# WHAT YOU HAVE TO DO
Work out the number of lines in the listing that include the string "this". Reply with that number alone.

# PROVIDED ENTRIES
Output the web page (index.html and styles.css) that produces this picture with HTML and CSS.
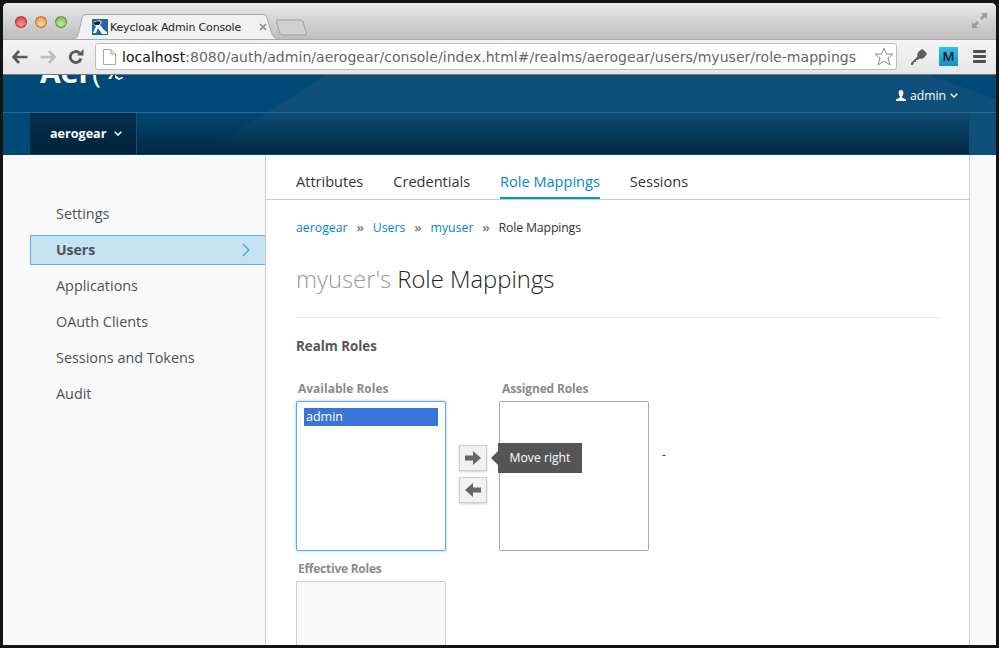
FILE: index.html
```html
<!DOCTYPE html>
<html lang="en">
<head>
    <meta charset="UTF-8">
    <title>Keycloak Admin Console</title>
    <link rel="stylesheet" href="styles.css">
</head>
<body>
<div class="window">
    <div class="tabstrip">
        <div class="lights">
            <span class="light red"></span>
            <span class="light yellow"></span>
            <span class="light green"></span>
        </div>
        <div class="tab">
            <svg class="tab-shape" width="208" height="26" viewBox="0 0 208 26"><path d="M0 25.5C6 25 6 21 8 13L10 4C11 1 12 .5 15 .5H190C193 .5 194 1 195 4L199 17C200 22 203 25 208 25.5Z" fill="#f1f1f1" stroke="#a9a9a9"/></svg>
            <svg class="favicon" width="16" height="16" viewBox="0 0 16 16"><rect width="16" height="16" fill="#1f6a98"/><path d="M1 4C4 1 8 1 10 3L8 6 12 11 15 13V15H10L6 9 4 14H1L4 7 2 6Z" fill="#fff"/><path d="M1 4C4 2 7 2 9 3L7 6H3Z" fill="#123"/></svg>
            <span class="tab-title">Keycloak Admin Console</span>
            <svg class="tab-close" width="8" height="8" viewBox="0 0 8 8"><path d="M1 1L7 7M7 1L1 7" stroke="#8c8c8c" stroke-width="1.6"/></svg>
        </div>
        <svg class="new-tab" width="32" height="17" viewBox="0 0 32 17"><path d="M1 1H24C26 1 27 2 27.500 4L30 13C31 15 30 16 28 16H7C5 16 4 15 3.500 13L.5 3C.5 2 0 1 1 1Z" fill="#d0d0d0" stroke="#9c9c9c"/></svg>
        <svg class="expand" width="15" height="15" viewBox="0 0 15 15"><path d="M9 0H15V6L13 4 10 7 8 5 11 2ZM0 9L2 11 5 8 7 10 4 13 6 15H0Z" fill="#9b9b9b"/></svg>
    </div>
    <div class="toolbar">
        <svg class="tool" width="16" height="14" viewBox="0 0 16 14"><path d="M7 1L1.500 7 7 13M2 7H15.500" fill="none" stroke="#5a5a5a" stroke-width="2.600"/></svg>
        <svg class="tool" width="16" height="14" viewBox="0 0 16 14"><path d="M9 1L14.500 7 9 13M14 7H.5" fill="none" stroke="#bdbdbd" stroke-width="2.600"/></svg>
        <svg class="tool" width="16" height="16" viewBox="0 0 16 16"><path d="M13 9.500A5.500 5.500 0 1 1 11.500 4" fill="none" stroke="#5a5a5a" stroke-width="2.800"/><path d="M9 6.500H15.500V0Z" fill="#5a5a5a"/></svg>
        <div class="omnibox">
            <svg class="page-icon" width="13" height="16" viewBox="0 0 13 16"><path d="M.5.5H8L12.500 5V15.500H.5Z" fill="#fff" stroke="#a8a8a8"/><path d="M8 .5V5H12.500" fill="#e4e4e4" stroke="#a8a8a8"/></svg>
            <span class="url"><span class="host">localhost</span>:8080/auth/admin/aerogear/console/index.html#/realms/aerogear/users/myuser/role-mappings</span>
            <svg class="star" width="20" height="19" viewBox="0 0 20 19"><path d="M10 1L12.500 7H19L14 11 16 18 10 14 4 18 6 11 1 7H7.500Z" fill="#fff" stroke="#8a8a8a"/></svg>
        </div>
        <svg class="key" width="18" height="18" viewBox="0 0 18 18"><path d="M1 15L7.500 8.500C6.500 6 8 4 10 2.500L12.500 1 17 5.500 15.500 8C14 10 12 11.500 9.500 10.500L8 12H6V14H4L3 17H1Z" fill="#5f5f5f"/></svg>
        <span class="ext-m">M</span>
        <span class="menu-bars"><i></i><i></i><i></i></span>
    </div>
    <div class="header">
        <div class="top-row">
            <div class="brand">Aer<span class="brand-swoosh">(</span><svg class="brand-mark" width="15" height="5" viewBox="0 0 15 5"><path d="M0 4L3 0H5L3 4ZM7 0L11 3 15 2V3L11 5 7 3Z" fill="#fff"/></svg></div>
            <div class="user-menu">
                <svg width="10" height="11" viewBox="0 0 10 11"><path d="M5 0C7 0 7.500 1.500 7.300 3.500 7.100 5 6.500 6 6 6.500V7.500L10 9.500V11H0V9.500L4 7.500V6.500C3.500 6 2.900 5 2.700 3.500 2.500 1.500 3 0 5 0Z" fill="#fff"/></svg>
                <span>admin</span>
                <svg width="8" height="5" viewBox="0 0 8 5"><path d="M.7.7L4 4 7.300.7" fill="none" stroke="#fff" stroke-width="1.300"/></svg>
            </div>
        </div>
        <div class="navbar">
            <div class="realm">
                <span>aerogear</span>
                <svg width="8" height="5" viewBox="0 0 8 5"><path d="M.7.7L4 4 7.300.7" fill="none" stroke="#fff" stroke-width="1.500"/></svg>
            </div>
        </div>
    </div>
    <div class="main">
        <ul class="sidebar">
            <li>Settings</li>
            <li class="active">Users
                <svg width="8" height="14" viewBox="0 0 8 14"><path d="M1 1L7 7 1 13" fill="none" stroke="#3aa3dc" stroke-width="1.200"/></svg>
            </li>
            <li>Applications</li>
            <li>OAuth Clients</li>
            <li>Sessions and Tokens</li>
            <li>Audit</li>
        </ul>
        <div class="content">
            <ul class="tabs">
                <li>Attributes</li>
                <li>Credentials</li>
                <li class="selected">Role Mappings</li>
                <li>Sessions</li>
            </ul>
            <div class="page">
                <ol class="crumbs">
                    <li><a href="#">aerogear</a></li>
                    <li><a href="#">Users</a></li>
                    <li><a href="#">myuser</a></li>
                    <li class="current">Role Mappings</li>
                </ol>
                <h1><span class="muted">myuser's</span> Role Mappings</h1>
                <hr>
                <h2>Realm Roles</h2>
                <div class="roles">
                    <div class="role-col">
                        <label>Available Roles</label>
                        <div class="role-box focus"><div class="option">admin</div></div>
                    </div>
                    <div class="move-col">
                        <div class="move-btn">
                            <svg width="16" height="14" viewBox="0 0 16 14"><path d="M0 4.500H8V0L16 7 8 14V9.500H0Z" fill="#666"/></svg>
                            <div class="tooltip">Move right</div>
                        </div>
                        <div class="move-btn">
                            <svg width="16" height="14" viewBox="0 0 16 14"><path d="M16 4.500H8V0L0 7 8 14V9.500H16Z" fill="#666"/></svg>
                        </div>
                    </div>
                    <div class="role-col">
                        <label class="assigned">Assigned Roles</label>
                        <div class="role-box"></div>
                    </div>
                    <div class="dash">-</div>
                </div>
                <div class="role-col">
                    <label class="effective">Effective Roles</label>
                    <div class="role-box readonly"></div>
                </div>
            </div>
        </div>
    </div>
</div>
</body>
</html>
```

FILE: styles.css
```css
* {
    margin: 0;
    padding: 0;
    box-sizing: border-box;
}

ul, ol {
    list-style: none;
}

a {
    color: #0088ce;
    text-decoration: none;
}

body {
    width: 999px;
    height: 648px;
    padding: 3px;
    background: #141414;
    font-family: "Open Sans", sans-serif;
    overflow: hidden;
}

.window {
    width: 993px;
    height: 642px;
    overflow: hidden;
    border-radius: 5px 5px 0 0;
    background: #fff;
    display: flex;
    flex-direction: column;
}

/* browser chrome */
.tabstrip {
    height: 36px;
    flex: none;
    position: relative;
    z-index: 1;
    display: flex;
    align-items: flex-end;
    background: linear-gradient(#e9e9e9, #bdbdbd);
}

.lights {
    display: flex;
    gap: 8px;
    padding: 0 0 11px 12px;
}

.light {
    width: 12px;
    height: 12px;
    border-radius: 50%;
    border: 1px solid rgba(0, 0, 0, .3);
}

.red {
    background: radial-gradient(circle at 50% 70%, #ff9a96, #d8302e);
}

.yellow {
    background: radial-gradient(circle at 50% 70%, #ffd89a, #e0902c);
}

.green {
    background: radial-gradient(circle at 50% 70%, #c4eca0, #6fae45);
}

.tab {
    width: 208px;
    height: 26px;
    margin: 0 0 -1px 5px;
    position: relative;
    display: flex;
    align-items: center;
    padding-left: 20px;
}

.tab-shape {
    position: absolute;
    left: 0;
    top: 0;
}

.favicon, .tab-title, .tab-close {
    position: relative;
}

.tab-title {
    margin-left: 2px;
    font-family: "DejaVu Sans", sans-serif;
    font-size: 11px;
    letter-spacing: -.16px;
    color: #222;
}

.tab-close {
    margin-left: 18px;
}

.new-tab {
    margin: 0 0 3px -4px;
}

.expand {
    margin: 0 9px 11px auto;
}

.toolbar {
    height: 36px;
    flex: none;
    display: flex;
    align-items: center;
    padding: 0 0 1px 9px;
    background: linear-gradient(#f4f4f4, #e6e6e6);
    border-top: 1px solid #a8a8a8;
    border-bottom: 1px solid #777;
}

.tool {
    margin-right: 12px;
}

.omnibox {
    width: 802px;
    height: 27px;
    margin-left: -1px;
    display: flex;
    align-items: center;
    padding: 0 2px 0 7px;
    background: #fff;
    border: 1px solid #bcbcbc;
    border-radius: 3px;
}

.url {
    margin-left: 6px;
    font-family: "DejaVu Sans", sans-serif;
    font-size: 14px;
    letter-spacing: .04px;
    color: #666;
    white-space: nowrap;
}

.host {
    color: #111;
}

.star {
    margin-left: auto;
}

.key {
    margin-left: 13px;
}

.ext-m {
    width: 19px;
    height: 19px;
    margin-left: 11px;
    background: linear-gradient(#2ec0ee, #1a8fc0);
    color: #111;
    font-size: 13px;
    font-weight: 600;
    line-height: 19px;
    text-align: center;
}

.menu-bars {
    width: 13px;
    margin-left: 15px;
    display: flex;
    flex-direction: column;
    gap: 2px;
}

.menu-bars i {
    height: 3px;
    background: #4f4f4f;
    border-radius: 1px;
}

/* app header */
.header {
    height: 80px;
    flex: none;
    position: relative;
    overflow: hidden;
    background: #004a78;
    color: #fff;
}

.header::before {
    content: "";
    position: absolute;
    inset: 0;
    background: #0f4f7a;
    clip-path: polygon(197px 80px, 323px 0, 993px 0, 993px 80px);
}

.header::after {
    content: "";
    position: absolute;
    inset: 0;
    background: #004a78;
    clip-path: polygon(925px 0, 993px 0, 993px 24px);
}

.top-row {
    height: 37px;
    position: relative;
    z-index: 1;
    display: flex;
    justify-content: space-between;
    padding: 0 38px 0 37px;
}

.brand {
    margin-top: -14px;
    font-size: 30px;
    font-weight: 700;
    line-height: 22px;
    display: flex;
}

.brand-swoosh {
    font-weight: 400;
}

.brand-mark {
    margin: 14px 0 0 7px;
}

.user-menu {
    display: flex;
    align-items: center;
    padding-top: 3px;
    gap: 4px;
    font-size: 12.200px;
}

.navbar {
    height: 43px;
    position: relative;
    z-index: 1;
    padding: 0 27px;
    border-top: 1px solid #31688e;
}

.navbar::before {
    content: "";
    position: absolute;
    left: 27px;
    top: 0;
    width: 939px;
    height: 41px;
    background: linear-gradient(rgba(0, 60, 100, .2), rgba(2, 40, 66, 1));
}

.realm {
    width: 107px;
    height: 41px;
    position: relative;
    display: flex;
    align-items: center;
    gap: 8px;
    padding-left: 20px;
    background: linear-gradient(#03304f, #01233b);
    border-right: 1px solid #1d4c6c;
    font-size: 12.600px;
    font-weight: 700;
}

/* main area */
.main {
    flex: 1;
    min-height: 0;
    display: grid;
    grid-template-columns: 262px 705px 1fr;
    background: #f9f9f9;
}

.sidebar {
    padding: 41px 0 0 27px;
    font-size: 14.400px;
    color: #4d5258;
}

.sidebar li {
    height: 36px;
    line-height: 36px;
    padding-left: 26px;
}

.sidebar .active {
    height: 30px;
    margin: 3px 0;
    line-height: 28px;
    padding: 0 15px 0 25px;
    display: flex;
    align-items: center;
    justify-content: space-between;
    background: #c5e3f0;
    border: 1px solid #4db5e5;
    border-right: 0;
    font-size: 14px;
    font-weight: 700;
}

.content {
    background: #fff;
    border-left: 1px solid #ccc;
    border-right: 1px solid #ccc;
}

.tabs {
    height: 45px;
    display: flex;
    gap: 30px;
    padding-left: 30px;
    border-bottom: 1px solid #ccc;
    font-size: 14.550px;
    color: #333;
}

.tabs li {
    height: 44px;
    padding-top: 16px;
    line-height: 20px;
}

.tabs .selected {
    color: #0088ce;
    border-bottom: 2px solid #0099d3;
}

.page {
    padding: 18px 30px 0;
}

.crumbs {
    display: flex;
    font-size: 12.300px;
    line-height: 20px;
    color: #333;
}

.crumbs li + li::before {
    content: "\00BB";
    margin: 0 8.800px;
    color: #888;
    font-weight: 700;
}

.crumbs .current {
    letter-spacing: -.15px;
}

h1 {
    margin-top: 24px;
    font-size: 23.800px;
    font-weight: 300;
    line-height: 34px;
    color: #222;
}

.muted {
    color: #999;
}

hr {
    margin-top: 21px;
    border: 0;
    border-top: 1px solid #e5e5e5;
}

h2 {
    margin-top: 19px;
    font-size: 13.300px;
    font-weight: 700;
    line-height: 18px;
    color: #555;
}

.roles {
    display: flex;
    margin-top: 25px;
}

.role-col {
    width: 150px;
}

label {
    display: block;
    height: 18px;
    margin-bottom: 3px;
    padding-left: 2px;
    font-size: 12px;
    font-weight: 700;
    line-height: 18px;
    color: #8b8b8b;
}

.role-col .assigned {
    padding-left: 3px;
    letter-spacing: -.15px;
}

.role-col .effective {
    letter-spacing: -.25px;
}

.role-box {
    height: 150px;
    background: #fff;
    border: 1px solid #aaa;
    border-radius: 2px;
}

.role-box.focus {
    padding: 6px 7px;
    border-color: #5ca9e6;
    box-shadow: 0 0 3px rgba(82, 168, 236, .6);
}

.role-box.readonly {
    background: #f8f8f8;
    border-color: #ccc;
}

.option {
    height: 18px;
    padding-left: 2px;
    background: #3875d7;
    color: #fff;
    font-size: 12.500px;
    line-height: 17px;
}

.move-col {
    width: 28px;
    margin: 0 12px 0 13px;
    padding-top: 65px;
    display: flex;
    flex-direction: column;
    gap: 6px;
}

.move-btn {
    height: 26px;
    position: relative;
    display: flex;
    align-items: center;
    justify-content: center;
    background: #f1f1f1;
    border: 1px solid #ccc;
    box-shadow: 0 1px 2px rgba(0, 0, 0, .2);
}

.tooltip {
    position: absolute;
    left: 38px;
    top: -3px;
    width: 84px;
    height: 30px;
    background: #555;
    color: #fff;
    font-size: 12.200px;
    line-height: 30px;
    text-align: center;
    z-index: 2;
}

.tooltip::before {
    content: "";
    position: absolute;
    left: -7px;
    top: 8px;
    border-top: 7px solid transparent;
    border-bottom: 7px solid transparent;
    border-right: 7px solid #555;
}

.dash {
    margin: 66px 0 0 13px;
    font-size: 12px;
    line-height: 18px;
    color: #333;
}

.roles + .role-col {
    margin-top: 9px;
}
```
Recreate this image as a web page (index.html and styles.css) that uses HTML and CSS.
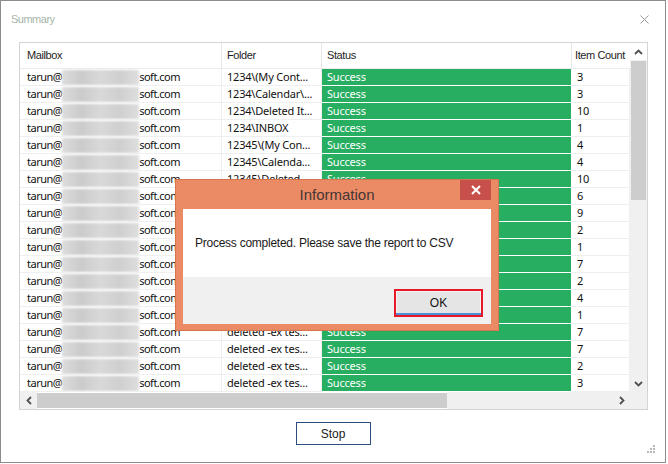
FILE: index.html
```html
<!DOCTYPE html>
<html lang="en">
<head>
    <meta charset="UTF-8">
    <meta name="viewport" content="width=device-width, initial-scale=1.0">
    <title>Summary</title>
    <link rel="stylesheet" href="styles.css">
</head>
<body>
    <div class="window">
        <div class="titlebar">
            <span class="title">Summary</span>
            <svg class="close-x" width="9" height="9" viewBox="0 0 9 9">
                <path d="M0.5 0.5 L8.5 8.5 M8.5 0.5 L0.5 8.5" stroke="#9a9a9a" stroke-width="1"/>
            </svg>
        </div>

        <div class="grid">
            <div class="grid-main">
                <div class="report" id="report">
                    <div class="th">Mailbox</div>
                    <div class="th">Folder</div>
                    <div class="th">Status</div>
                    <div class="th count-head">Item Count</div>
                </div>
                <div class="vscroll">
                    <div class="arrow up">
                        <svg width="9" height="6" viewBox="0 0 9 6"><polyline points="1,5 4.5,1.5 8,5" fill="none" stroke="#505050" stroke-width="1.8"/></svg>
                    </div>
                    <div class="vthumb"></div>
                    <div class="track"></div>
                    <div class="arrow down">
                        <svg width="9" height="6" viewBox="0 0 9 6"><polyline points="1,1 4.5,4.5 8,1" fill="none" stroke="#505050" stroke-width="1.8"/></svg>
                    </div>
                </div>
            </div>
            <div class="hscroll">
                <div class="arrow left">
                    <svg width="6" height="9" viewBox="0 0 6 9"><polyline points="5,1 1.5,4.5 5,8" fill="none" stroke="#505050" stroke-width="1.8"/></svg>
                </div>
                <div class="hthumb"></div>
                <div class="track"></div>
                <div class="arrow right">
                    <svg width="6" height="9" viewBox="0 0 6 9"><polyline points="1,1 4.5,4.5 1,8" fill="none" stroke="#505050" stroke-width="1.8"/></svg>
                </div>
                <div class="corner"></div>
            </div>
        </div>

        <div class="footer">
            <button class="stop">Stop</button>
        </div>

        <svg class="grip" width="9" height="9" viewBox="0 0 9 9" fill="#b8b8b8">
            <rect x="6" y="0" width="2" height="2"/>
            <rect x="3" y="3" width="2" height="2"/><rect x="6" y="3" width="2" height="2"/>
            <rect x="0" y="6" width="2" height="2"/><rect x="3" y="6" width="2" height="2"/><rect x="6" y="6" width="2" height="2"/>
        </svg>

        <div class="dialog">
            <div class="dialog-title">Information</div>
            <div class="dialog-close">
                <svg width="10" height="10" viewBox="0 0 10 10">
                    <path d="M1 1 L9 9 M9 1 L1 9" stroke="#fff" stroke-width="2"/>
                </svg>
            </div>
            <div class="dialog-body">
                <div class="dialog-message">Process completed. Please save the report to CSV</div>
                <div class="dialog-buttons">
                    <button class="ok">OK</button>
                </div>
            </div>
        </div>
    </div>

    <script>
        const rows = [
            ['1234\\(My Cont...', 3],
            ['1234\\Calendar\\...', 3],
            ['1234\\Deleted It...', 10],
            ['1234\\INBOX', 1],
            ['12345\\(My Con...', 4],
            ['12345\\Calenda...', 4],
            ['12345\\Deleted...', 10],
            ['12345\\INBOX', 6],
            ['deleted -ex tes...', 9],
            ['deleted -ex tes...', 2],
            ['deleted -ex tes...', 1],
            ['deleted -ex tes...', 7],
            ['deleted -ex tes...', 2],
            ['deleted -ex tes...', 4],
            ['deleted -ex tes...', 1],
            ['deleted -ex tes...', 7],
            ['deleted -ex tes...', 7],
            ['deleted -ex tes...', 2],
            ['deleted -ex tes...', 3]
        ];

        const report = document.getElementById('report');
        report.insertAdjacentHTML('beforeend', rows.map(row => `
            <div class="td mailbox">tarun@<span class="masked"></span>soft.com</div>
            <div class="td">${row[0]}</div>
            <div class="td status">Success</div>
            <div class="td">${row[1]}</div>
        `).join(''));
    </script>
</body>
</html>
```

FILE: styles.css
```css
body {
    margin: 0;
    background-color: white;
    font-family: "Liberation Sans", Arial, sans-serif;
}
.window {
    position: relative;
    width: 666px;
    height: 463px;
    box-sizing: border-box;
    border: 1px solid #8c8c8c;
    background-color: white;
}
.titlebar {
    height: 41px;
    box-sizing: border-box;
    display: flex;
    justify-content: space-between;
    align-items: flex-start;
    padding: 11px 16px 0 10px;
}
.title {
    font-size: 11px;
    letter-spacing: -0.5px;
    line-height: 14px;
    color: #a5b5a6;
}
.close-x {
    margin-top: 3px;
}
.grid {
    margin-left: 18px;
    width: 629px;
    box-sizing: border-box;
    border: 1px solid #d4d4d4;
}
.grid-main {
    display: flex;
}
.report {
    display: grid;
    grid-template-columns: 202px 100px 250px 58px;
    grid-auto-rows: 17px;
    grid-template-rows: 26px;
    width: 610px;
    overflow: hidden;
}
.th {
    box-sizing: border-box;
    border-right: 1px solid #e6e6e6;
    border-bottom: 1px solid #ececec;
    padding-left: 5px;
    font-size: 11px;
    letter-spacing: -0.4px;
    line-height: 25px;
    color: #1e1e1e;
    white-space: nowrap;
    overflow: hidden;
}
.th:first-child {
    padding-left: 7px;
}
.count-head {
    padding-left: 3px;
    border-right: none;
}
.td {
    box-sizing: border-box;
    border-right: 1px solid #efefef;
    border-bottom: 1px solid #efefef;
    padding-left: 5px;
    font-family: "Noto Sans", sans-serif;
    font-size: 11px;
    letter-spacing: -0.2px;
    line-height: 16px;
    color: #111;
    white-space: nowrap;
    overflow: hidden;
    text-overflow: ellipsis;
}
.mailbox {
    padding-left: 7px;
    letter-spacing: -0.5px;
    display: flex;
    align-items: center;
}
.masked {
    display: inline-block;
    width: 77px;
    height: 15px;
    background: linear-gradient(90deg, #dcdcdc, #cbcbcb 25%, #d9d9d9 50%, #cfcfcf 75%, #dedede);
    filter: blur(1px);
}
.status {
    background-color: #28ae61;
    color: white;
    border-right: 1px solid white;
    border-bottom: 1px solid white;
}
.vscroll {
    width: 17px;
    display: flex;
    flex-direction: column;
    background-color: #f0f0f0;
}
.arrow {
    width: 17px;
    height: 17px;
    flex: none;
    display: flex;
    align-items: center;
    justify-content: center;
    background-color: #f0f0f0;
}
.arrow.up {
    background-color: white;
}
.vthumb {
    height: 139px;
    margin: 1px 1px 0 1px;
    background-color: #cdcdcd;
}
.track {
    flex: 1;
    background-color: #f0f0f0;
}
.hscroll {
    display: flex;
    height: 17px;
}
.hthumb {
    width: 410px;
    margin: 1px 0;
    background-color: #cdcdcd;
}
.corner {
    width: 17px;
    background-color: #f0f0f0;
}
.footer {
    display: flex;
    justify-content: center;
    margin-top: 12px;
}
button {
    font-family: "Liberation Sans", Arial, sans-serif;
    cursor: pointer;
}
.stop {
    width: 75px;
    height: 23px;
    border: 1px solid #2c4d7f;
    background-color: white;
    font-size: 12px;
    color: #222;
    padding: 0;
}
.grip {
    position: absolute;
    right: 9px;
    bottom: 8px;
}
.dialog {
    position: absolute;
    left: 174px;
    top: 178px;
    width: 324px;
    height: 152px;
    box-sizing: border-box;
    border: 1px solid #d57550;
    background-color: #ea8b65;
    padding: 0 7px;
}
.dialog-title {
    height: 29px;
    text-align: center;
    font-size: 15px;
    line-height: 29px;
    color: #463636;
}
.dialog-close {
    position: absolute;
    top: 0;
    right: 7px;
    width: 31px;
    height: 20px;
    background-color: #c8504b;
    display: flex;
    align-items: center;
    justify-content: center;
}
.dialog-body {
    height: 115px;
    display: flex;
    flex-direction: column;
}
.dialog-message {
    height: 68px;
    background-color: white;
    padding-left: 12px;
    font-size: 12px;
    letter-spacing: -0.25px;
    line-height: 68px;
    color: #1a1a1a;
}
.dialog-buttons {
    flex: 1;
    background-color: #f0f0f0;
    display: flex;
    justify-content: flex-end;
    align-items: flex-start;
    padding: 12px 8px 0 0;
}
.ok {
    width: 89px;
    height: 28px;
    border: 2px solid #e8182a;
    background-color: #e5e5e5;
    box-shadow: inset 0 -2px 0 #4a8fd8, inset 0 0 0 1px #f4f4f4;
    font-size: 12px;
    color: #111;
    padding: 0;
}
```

# FINISHED TASK
2